_Records_.

★ ★ ★ ★

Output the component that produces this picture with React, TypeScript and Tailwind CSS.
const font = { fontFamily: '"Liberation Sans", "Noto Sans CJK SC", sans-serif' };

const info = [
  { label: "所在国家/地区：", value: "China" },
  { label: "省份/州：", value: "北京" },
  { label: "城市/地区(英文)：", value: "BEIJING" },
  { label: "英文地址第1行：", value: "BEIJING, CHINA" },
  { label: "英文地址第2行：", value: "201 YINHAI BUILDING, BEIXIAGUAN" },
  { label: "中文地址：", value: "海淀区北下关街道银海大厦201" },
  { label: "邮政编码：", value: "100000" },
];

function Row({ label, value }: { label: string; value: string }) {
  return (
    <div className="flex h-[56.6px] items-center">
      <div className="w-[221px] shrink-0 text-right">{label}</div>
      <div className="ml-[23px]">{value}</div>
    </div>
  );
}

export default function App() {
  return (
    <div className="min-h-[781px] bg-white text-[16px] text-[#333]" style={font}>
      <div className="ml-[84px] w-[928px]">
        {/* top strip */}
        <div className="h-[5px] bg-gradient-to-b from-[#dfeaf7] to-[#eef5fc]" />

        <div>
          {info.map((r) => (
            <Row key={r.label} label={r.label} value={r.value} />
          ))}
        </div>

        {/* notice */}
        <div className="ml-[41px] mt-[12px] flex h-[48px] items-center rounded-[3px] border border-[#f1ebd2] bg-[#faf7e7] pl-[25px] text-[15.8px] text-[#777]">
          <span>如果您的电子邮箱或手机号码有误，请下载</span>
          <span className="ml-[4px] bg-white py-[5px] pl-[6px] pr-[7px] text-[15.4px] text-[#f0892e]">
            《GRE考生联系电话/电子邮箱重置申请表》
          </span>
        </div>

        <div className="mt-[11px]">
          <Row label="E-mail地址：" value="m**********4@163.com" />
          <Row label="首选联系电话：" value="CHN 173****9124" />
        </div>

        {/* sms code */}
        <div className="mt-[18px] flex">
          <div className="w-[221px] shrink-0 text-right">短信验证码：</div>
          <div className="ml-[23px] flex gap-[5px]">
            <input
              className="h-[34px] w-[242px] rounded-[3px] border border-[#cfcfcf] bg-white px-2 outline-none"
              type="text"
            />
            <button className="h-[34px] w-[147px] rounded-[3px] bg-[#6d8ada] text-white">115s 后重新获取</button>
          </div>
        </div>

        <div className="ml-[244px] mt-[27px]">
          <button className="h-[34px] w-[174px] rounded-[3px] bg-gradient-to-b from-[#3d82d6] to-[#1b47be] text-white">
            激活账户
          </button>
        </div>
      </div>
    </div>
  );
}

★ ★ ★ ★

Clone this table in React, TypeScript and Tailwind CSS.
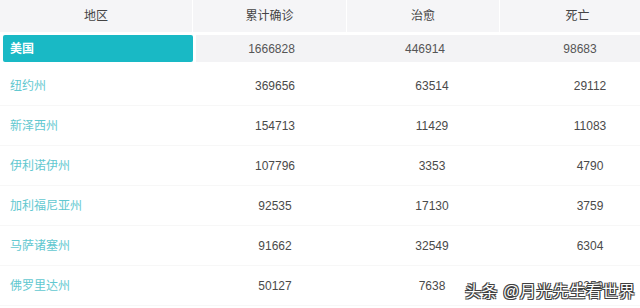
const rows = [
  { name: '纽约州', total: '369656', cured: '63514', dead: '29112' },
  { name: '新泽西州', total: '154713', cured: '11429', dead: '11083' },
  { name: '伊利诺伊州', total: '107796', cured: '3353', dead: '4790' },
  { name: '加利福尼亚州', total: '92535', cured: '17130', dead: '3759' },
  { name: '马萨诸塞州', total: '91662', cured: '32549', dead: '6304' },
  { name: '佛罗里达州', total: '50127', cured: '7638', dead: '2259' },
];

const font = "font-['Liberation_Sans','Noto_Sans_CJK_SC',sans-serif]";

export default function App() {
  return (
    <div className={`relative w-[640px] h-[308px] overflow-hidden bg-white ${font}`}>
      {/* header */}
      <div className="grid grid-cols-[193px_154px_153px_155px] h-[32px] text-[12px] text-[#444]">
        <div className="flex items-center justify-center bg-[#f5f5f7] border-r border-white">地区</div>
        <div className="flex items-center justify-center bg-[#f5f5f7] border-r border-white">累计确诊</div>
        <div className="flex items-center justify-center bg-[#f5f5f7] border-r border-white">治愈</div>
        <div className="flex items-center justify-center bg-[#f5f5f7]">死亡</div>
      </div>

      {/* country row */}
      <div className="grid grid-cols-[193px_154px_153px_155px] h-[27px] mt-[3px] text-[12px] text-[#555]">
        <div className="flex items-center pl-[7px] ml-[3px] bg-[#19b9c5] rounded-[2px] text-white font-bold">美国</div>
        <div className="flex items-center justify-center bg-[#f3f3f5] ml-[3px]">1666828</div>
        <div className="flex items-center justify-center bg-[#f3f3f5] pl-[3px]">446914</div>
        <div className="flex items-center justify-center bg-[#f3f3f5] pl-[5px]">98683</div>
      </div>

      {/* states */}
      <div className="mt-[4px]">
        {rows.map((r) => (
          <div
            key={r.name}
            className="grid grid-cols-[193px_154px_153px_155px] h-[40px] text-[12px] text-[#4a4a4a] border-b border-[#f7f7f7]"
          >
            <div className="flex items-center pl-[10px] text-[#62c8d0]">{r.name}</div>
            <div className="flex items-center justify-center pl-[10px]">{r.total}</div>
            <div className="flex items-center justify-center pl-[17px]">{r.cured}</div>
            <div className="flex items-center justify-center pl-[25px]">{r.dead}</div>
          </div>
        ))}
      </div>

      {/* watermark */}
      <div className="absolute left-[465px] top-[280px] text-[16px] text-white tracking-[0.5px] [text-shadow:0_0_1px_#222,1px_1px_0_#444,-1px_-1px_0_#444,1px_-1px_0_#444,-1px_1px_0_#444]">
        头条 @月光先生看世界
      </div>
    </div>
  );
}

★ ★ ★ ★

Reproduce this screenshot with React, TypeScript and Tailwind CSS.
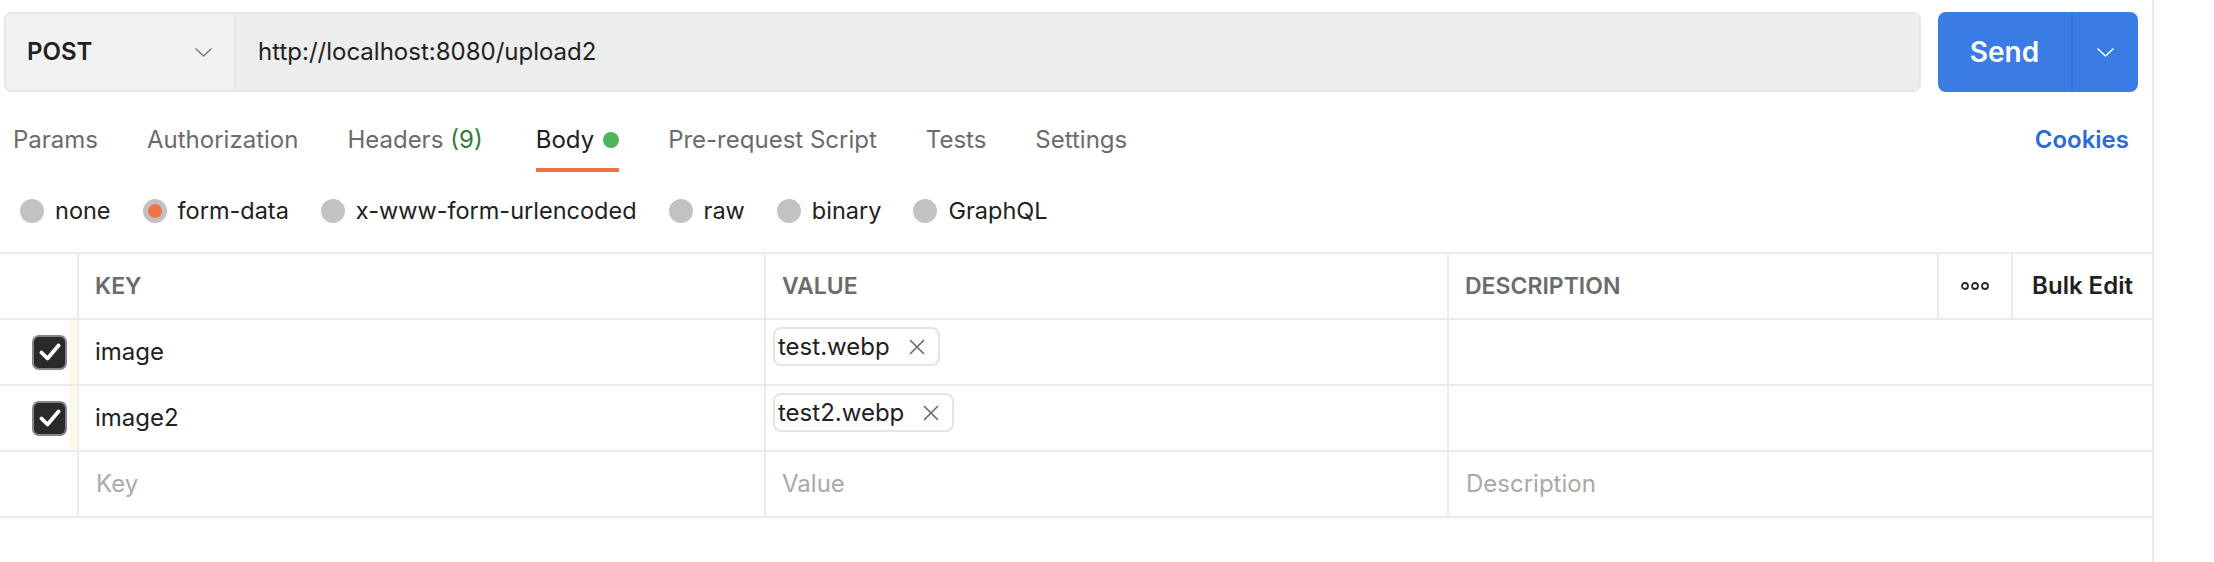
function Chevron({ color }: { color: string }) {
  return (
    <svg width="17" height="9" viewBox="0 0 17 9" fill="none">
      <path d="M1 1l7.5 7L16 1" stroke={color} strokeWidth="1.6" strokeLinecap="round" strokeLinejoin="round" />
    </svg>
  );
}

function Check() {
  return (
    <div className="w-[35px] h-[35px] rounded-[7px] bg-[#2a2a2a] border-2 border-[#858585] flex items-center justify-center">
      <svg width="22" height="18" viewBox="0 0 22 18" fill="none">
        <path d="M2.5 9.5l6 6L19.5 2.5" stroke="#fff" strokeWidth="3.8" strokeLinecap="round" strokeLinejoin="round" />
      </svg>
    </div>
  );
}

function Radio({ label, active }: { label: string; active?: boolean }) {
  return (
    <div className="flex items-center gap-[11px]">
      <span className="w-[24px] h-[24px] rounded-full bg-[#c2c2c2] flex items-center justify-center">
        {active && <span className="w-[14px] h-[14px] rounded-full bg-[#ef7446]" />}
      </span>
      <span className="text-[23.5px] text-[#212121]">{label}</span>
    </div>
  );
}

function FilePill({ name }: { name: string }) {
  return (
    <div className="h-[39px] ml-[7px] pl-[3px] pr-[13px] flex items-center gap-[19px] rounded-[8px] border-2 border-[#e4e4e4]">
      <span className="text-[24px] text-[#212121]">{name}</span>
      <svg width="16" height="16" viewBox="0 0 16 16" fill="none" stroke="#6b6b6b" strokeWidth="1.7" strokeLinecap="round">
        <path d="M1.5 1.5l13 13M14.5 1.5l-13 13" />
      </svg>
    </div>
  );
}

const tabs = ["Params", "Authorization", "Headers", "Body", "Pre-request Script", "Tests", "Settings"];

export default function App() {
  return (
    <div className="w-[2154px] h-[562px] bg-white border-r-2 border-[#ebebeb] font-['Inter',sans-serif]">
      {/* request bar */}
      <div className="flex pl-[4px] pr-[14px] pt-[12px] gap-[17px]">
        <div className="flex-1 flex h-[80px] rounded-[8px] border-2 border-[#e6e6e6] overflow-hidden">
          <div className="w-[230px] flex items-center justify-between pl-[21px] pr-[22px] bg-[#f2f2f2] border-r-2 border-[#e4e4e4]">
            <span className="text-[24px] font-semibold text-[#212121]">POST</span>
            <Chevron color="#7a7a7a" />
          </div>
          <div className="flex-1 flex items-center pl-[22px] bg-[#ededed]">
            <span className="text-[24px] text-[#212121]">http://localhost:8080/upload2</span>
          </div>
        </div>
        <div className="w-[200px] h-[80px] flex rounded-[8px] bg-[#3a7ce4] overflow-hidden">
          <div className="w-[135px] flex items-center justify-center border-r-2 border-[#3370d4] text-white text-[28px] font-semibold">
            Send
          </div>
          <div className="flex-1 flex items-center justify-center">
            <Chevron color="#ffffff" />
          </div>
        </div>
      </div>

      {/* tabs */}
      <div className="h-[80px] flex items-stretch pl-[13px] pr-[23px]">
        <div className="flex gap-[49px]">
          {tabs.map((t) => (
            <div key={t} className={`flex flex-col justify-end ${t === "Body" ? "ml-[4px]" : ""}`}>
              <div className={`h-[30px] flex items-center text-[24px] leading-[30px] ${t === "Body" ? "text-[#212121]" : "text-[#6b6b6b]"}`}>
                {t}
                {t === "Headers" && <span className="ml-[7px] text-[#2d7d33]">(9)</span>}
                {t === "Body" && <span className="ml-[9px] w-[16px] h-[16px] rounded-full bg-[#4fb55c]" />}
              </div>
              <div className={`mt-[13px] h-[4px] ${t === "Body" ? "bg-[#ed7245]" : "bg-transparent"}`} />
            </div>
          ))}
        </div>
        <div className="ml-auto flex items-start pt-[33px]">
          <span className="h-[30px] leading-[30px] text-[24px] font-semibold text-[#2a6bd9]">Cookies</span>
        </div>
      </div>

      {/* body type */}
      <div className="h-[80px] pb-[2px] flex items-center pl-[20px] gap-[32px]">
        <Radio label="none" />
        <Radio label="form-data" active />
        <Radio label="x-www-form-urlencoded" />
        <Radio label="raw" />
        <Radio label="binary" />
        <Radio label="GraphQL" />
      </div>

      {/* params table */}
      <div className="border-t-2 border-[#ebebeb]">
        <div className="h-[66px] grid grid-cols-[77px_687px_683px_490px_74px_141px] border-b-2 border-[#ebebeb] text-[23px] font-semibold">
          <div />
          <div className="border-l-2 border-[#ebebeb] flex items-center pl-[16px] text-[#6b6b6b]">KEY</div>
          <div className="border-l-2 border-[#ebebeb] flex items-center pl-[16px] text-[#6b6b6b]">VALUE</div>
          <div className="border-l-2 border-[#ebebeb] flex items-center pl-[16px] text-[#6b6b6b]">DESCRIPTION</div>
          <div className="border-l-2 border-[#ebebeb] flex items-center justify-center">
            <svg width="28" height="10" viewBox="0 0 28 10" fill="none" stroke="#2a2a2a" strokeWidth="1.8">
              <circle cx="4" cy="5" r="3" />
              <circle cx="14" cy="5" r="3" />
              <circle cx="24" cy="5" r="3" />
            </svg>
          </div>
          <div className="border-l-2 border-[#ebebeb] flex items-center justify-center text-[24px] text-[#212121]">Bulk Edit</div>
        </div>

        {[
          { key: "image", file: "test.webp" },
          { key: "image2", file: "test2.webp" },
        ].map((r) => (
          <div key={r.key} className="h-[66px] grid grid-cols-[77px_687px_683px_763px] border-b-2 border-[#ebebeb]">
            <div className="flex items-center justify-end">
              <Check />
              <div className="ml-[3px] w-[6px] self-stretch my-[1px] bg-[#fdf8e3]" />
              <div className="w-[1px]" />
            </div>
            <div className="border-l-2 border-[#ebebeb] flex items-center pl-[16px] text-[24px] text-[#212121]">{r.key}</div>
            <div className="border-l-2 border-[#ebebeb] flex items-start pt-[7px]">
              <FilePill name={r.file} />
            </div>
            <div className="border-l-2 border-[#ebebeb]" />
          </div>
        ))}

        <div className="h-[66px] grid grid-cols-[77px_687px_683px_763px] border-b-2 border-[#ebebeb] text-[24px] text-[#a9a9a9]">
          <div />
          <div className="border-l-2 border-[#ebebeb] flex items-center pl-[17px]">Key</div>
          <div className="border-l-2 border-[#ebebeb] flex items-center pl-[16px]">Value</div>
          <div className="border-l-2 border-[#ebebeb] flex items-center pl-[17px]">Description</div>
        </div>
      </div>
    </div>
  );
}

★ ★ ★ ★

_STATED PROBLEM_.
Count each line of the data where the word "table" appears, then reply with the total only.

_WRITTEN RESPONSE_.
2